[START]
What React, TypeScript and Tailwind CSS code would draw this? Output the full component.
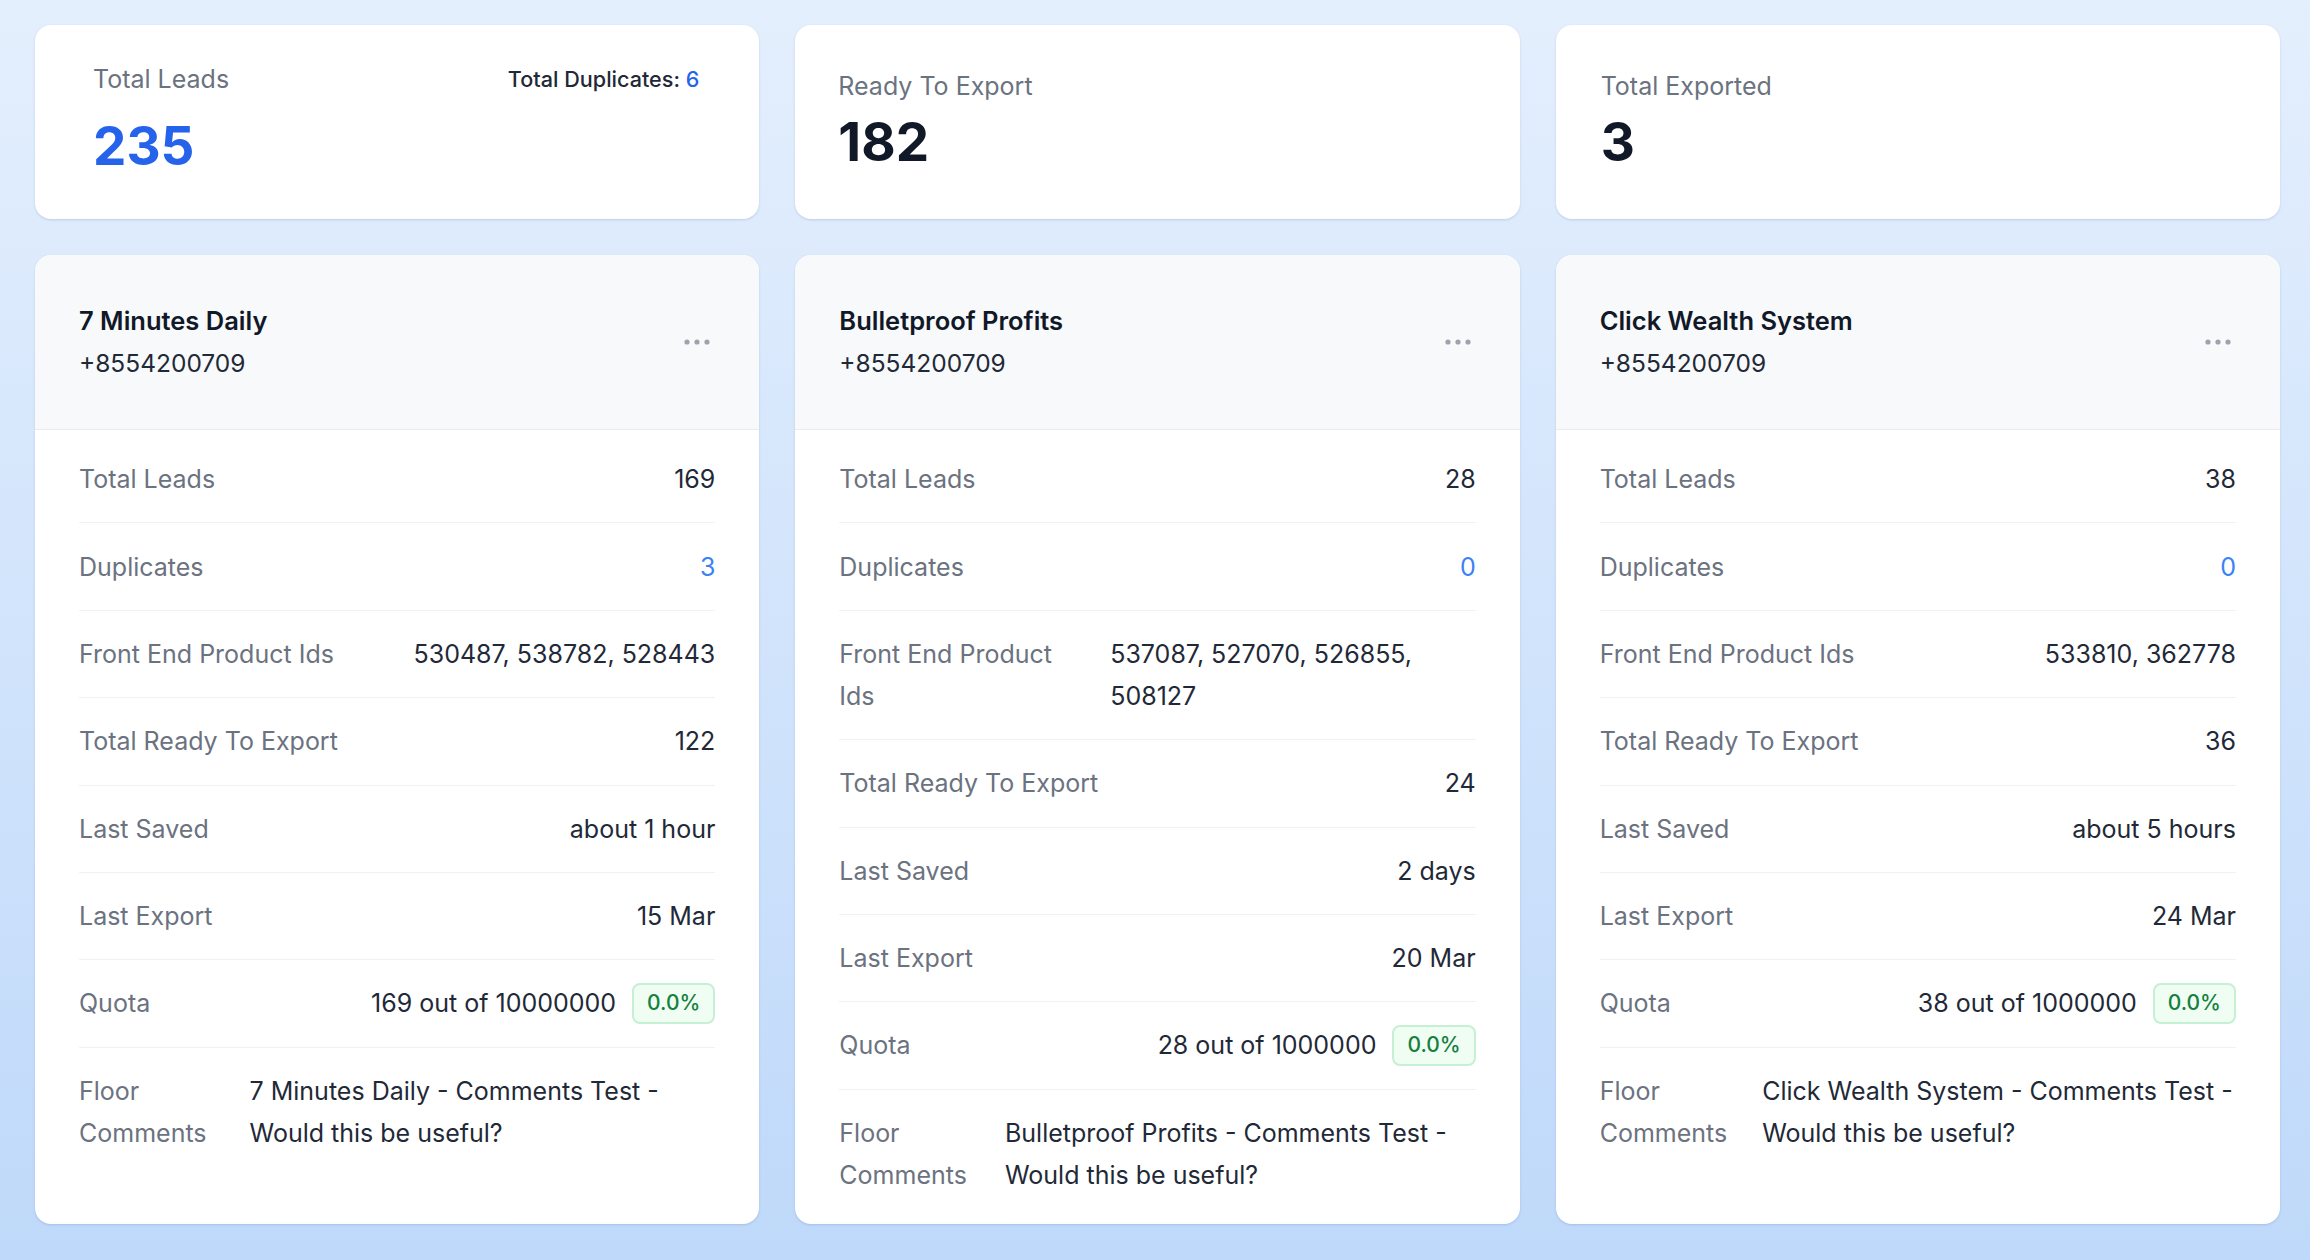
import React from "react";

type Campaign = {
  name: string;
  phone: string;
  totalLeads: string;
  duplicates: string;
  productIds: string;
  ready: string;
  lastSaved: string;
  lastExport: string;
  quota: string;
  pct: string;
  comments: string;
};

const campaigns: Campaign[] = [
  {
    name: "7 Minutes Daily",
    phone: "+8554200709",
    totalLeads: "169",
    duplicates: "3",
    productIds: "530487, 538782, 528443",
    ready: "122",
    lastSaved: "about 1 hour",
    lastExport: "15 Mar",
    quota: "169 out of 10000000",
    pct: "0.0%",
    comments: "7 Minutes Daily - Comments Test - Would this be useful?",
  },
  {
    name: "Bulletproof Profits",
    phone: "+8554200709",
    totalLeads: "28",
    duplicates: "0",
    productIds: "537087, 527070, 526855, 508127",
    ready: "24",
    lastSaved: "2 days",
    lastExport: "20 Mar",
    quota: "28 out of 1000000",
    pct: "0.0%",
    comments: "Bulletproof Profits - Comments Test - Would this be useful?",
  },
  {
    name: "Click Wealth System",
    phone: "+8554200709",
    totalLeads: "38",
    duplicates: "0",
    productIds: "533810, 362778",
    ready: "36",
    lastSaved: "about 5 hours",
    lastExport: "24 Mar",
    quota: "38 out of 1000000",
    pct: "0.0%",
    comments: "Click Wealth System - Comments Test - Would this be useful?",
  },
];

const cardCls =
  "bg-white rounded-[16px] shadow-[0_1px_3px_rgba(30,58,138,0.10),0_1px_2px_rgba(30,58,138,0.06)] overflow-hidden";

function Dots() {
  return (
    <svg width="28" height="8" viewBox="0 0 28 8" className="shrink-0">
      <circle cx="4" cy="4" r="2.6" fill="#9ca3af" />
      <circle cx="14" cy="4" r="2.6" fill="#9ca3af" />
      <circle cx="24" cy="4" r="2.6" fill="#9ca3af" />
    </svg>
  );
}

function Row({
  label,
  children,
  last,
}: {
  label: string;
  children: React.ReactNode;
  last?: boolean;
}) {
  return (
    <div
      className={
        "flex justify-between gap-[35px] py-[22.2px] " +
        (last ? "" : "border-b border-[#eff1f4]")
      }
    >
      <div className="text-[#6b7280]">{label}</div>
      <div className="text-[#1f2937] text-left">{children}</div>
    </div>
  );
}

function CampaignCard({ c }: { c: Campaign }) {
  return (
    <div className={cardCls + " flex flex-col"}>
      <div className="bg-[#f8f9fb] border-b border-[#e9ebef] px-[44px] py-[44px] flex items-center justify-between">
        <div className="leading-[43px]">
          <div className="font-semibold text-[25.5px] text-[#111827]">{c.name}</div>
          <div className="text-[24.5px] text-[#1f2937]">{c.phone}</div>
        </div>
        <div className="mr-[4px]">
          <Dots />
        </div>
      </div>
      <div className="px-[44px] py-[6px] flex-1">
        <Row label="Total Leads">{c.totalLeads}</Row>
        <Row label="Duplicates">
          <span className="text-[#3b82f6]">{c.duplicates}</span>
        </Row>
        <Row label="Front End Product Ids">{c.productIds}</Row>
        <Row label="Total Ready To Export">{c.ready}</Row>
        <Row label="Last Saved">{c.lastSaved}</Row>
        <Row label="Last Export">{c.lastExport}</Row>
        <Row label="Quota">
          <div className="flex items-center gap-[16px]">
            <span className="whitespace-nowrap">{c.quota}</span>
            <span className="h-[41px] px-[13px] flex items-center rounded-[8px] border-2 border-[#c6f0d3] bg-[#effdf3] text-[#15803d] font-medium text-[21px]">
              {c.pct}
            </span>
          </div>
        </Row>
        <Row label="Floor Comments" last>
          {c.comments}
        </Row>
      </div>
    </div>
  );
}

export default function App() {
  return (
    <div
      className="min-h-[1260px] w-full bg-gradient-to-b from-[#e4effd] to-[#bfd9fa] pl-[35px] pr-[30px] pt-[25px] pb-[33px] text-[25px] leading-[42px]"
      style={{ fontFamily: "Inter, 'Noto Sans', sans-serif" }}
    >
      <div className="grid grid-cols-3 gap-[36px]">
        <div className={cardCls + " h-[194px] pt-[37px] pl-[58px] pr-[60px]"}>
          <div className="flex items-center justify-between leading-[35px]">
            <span className="text-[#6b7280]">Total Leads</span>
            <span className="text-[21.6px] font-medium text-[#1f2937]">
              Total Duplicates: <span className="text-[#2563eb]">6</span>
            </span>
          </div>
          <div className="mt-[20px] text-[53px] leading-[59px] font-bold text-[#2563eb]">
            235
          </div>
        </div>
        <div className={cardCls + " h-[194px] pt-[44px] px-[43px]"}>
          <div className="leading-[35px] text-[#6b7280]">Ready To Export</div>
          <div className="mt-[9px] text-[53px] leading-[59px] font-bold text-[#111827]">
            182
          </div>
        </div>
        <div className={cardCls + " h-[194px] pt-[44px] px-[45px]"}>
          <div className="leading-[35px] text-[#6b7280]">Total Exported</div>
          <div className="mt-[9px] text-[53px] leading-[59px] font-bold text-[#111827]">
            3
          </div>
        </div>
      </div>
      <div className="grid grid-cols-3 gap-[36px] mt-[36px]">
        {campaigns.map((c) => (
          <CampaignCard key={c.name} c={c} />
        ))}
      </div>
    </div>
  );
}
[END]
Do this: Repeat the data exactly, dropping every picture it holds.

Output:
What React, TypeScript and Tailwind CSS code would draw this? Output the full component.
import React from "react";

type Campaign = {
  name: string;
  phone: string;
  totalLeads: string;
  duplicates: string;
  productIds: string;
  ready: string;
  lastSaved: string;
  lastExport: string;
  quota: string;
  pct: string;
  comments: string;
};

const campaigns: Campaign[] = [
  {
    name: "7 Minutes Daily",
    phone: "+8554200709",
    totalLeads: "169",
    duplicates: "3",
    productIds: "530487, 538782, 528443",
    ready: "122",
    lastSaved: "about 1 hour",
    lastExport: "15 Mar",
    quota: "169 out of 10000000",
    pct: "0.0%",
    comments: "7 Minutes Daily - Comments Test - Would this be useful?",
  },
  {
    name: "Bulletproof Profits",
    phone: "+8554200709",
    totalLeads: "28",
    duplicates: "0",
    productIds: "537087, 527070, 526855, 508127",
    ready: "24",
    lastSaved: "2 days",
    lastExport: "20 Mar",
    quota: "28 out of 1000000",
    pct: "0.0%",
    comments: "Bulletproof Profits - Comments Test - Would this be useful?",
  },
  {
    name: "Click Wealth System",
    phone: "+8554200709",
    totalLeads: "38",
    duplicates: "0",
    productIds: "533810, 362778",
    ready: "36",
    lastSaved: "about 5 hours",
    lastExport: "24 Mar",
    quota: "38 out of 1000000",
    pct: "0.0%",
    comments: "Click Wealth System - Comments Test - Would this be useful?",
  },
];

const cardCls =
  "bg-white rounded-[16px] shadow-[0_1px_3px_rgba(30,58,138,0.10),0_1px_2px_rgba(30,58,138,0.06)] overflow-hidden";

function Dots() {
  return (
    <svg width="28" height="8" viewBox="0 0 28 8" className="shrink-0">
      <circle cx="4" cy="4" r="2.6" fill="#9ca3af" />
      <circle cx="14" cy="4" r="2.6" fill="#9ca3af" />
      <circle cx="24" cy="4" r="2.6" fill="#9ca3af" />
    </svg>
  );
}

function Row({
  label,
  children,
  last,
}: {
  label: string;
  children: React.ReactNode;
  last?: boolean;
}) {
  return (
    <div
      className={
        "flex justify-between gap-[35px] py-[22.2px] " +
        (last ? "" : "border-b border-[#eff1f4]")
      }
    >
      <div className="text-[#6b7280]">{label}</div>
      <div className="text-[#1f2937] text-left">{children}</div>
    </div>
  );
}

function CampaignCard({ c }: { c: Campaign }) {
  return (
    <div className={cardCls + " flex flex-col"}>
      <div className="bg-[#f8f9fb] border-b border-[#e9ebef] px-[44px] py-[44px] flex items-center justify-between">
        <div className="leading-[43px]">
          <div className="font-semibold text-[25.5px] text-[#111827]">{c.name}</div>
          <div className="text-[24.5px] text-[#1f2937]">{c.phone}</div>
        </div>
        <div className="mr-[4px]">
          <Dots />
        </div>
      </div>
      <div className="px-[44px] py-[6px] flex-1">
        <Row label="Total Leads">{c.totalLeads}</Row>
        <Row label="Duplicates">
          <span className="text-[#3b82f6]">{c.duplicates}</span>
        </Row>
        <Row label="Front End Product Ids">{c.productIds}</Row>
        <Row label="Total Ready To Export">{c.ready}</Row>
        <Row label="Last Saved">{c.lastSaved}</Row>
        <Row label="Last Export">{c.lastExport}</Row>
        <Row label="Quota">
          <div className="flex items-center gap-[16px]">
            <span className="whitespace-nowrap">{c.quota}</span>
            <span className="h-[41px] px-[13px] flex items-center rounded-[8px] border-2 border-[#c6f0d3] bg-[#effdf3] text-[#15803d] font-medium text-[21px]">
              {c.pct}
            </span>
          </div>
        </Row>
        <Row label="Floor Comments" last>
          {c.comments}
        </Row>
      </div>
    </div>
  );
}

export default function App() {
  return (
    <div
      className="min-h-[1260px] w-full bg-gradient-to-b from-[#e4effd] to-[#bfd9fa] pl-[35px] pr-[30px] pt-[25px] pb-[33px] text-[25px] leading-[42px]"
      style={{ fontFamily: "Inter, 'Noto Sans', sans-serif" }}
    >
      <div className="grid grid-cols-3 gap-[36px]">
        <div className={cardCls + " h-[194px] pt-[37px] pl-[58px] pr-[60px]"}>
          <div className="flex items-center justify-between leading-[35px]">
            <span className="text-[#6b7280]">Total Leads</span>
            <span className="text-[21.6px] font-medium text-[#1f2937]">
              Total Duplicates: <span className="text-[#2563eb]">6</span>
            </span>
          </div>
          <div className="mt-[20px] text-[53px] leading-[59px] font-bold text-[#2563eb]">
            235
          </div>
        </div>
        <div className={cardCls + " h-[194px] pt-[44px] px-[43px]"}>
          <div className="leading-[35px] text-[#6b7280]">Ready To Export</div>
          <div className="mt-[9px] text-[53px] leading-[59px] font-bold text-[#111827]">
            182
          </div>
        </div>
        <div className={cardCls + " h-[194px] pt-[44px] px-[45px]"}>
          <div className="leading-[35px] text-[#6b7280]">Total Exported</div>
          <div className="mt-[9px] text-[53px] leading-[59px] font-bold text-[#111827]">
            3
          </div>
        </div>
      </div>
      <div className="grid grid-cols-3 gap-[36px] mt-[36px]">
        {campaigns.map((c) => (
          <CampaignCard key={c.name} c={c} />
        ))}
      </div>
    </div>
  );
}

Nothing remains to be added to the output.